-- Begin Collected material --
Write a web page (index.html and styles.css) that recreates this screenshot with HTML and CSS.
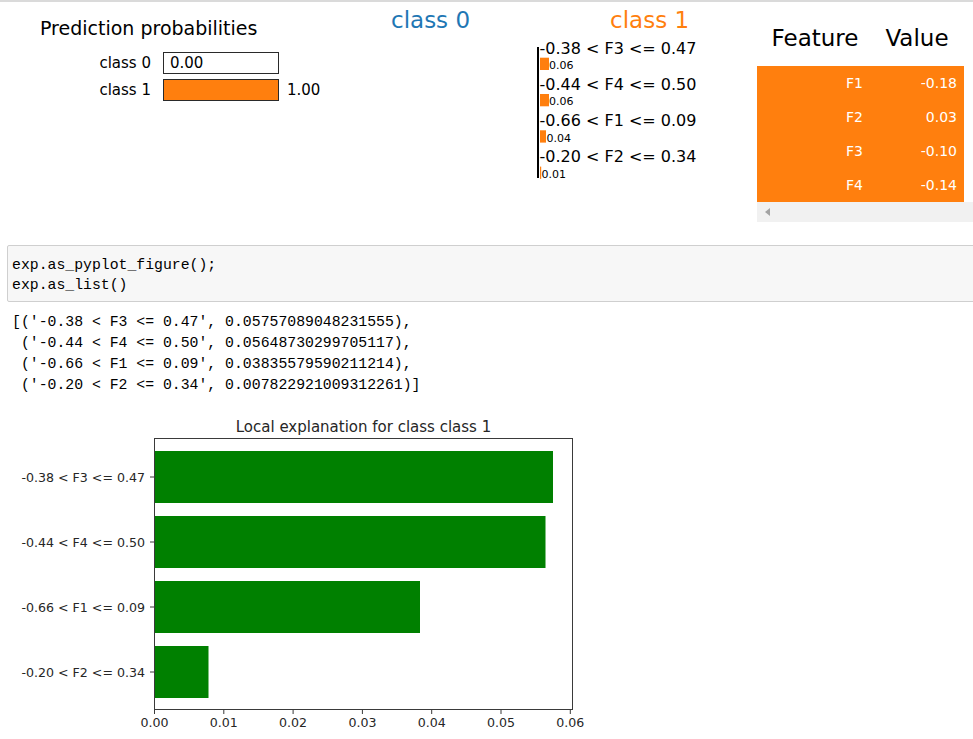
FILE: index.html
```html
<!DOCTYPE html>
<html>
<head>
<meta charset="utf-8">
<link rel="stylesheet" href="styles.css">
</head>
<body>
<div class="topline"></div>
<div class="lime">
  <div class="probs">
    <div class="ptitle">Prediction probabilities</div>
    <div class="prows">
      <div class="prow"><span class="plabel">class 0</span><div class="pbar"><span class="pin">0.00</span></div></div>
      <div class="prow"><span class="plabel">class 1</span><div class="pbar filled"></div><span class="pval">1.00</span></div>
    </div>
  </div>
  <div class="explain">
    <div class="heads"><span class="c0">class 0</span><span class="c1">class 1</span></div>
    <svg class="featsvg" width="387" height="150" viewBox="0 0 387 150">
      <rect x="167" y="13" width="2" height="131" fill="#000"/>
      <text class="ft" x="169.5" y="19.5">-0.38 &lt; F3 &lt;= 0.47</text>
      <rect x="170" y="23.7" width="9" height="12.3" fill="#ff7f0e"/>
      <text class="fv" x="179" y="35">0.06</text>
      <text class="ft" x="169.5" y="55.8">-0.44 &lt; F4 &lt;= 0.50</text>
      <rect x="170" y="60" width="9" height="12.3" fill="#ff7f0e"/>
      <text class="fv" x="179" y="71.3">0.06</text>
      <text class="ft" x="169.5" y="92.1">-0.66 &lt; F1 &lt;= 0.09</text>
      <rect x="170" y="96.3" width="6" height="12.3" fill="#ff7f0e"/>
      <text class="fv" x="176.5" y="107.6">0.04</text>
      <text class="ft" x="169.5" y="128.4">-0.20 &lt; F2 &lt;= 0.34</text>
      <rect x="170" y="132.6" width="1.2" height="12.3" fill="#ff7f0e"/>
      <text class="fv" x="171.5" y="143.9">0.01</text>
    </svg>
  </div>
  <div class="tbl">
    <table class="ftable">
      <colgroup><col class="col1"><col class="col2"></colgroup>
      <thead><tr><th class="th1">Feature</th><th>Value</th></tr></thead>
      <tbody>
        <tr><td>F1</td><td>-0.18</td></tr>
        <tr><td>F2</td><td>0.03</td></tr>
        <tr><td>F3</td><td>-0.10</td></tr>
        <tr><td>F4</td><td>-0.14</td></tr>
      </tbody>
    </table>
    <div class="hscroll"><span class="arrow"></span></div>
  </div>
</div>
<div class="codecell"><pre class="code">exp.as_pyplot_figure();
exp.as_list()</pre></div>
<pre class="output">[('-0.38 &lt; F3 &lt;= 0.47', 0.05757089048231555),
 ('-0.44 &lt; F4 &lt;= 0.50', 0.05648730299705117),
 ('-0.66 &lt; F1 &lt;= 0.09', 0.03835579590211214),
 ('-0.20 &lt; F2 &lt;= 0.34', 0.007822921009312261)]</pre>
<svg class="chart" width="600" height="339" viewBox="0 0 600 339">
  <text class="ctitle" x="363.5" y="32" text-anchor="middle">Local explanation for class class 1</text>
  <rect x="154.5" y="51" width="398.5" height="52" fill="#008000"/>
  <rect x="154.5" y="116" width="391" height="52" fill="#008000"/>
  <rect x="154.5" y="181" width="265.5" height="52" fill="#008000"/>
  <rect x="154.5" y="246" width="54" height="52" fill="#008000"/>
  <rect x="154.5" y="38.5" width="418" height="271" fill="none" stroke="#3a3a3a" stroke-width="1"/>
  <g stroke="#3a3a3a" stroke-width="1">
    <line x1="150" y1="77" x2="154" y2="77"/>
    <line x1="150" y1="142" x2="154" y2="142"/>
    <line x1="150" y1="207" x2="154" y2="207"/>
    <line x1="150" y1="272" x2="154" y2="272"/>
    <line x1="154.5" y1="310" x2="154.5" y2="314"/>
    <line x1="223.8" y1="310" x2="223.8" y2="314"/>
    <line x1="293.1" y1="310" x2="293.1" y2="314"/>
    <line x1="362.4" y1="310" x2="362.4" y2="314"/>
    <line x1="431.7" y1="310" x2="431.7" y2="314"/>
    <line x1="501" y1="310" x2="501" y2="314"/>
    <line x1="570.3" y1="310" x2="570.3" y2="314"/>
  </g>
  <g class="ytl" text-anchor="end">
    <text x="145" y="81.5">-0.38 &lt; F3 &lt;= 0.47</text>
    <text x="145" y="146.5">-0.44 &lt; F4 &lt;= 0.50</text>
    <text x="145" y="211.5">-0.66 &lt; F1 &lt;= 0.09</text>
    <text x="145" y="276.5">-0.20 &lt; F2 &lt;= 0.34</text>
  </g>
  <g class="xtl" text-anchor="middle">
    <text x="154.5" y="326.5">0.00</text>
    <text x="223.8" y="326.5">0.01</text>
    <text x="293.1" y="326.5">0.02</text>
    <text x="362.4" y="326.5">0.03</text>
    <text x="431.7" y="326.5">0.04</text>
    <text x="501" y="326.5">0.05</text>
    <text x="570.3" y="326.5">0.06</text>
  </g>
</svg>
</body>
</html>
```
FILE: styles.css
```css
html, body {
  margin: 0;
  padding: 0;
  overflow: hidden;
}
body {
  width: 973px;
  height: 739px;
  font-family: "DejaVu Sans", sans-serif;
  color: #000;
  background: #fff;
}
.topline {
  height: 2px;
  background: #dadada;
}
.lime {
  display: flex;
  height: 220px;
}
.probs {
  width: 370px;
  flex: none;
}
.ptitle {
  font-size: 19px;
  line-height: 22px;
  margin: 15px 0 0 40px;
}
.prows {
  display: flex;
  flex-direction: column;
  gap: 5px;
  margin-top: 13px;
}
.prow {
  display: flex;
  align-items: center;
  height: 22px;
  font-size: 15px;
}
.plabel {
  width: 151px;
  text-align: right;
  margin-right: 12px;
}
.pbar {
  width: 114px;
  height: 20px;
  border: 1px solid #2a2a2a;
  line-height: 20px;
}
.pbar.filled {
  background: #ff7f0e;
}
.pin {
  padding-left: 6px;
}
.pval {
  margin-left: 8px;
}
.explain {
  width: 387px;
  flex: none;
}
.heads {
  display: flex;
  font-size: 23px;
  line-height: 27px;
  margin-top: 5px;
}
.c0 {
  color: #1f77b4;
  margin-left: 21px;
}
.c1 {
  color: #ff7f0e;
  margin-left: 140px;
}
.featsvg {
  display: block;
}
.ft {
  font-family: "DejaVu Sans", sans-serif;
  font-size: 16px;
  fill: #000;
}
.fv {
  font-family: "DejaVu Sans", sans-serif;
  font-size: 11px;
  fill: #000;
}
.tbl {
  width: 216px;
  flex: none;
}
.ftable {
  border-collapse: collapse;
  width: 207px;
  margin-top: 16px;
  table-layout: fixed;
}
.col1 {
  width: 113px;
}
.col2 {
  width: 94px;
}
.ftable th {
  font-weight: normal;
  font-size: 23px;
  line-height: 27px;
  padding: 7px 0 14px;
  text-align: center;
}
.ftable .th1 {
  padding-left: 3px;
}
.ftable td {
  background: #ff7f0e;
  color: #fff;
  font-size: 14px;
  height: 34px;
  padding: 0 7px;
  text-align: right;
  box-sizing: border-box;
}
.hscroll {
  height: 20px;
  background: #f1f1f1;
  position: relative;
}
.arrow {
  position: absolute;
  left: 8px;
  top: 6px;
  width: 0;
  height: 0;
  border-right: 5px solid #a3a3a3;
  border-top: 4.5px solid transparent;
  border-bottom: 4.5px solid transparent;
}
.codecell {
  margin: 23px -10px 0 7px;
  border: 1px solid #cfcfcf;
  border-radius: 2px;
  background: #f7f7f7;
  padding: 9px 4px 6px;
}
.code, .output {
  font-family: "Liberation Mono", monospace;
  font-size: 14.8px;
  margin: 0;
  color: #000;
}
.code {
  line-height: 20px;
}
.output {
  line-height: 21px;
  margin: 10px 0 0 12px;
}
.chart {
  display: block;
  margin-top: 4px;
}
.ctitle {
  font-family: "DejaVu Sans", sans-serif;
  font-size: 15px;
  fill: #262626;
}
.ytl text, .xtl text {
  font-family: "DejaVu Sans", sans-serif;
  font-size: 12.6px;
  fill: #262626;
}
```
-- End Collected material --
• Exercise goal
Keep only the lines that hold the string "index", and copy them out.

• Expected answer
Write a web page (index.html and styles.css) that recreates this screenshot with HTML and CSS.
FILE: index.html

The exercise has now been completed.